Comment 22 Niels de Vos 2012-01-31 16:13:30 UTC
Upstream would prefer to go into a better fix, addressing the design issue that caused this problem in the first place.

It makes sense to change the design, but it will take (more) time to get an acceptable patch for that.

Comment 23 Niels de Vos 2012-02-03 18:31:05 UTC
It is highly unlikely that upstream includes the proposed patch any time soon. It will take quite some more effort to develop a solution that upstream can agree upon and accept.

It is recommended to use a workaround like
    # blockdev --flushbufs /dev/vdb
or
    # echo 3 > /proc/sys/vm/drop_caches

Alternatively the tools affected by this issue, may need to open devices with O_DIRECT. This is known to work for some use-cases.

Josh, you probably want to pull this patch back from the package for the next release.

Comment 24 Josh Boyer 2012-02-03 19:11:25 UTC
(In reply to comment #23)
> Josh, you probably want to pull this patch back from the package for the next
> release.

Done.  Thank you for confirming.

I'm going to move this bug to rawhide until an upstream solution is settled on.

Comment 25 Fedora End Of Life 2013-04-03 18:09:34 UTC
This bug appears to have been reported against 'rawhide' during the Fedora 19 development cycle.
Changing version to '19'.

(As we did not run this process for some time, it could affect also pre-Fedora 19 development
cycle bugs.
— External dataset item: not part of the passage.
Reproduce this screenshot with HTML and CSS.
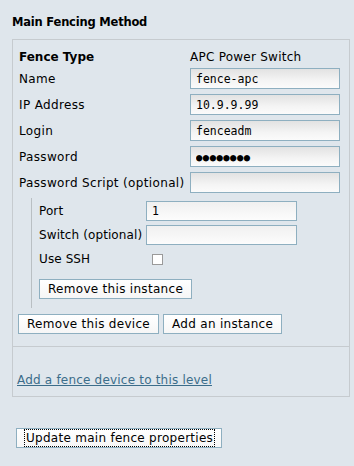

We are very sorry. It will help us with cleanup during Fedora 19 End Of Life. Thank you.)

More information and reason for this action is here:
https://fedoraproject.org/wiki/BugZappers/HouseKeeping/Fedora19

Comment 26 Justin M. Forbes 2013-04-05 16:59:39 UTC
Is this still a problem with 3.9 based F19 kernels?

Comment 27 Justin M. Forbes 2013-04-23 17:25:58 UTC
This bug is being closed with INSUFFICIENT_DATA as there has not been a
response in 2 weeks.  If you are still experiencing this issue,
please reopen and attach the relevant data from the latest kernel you are
running and any data that might have been requested previously.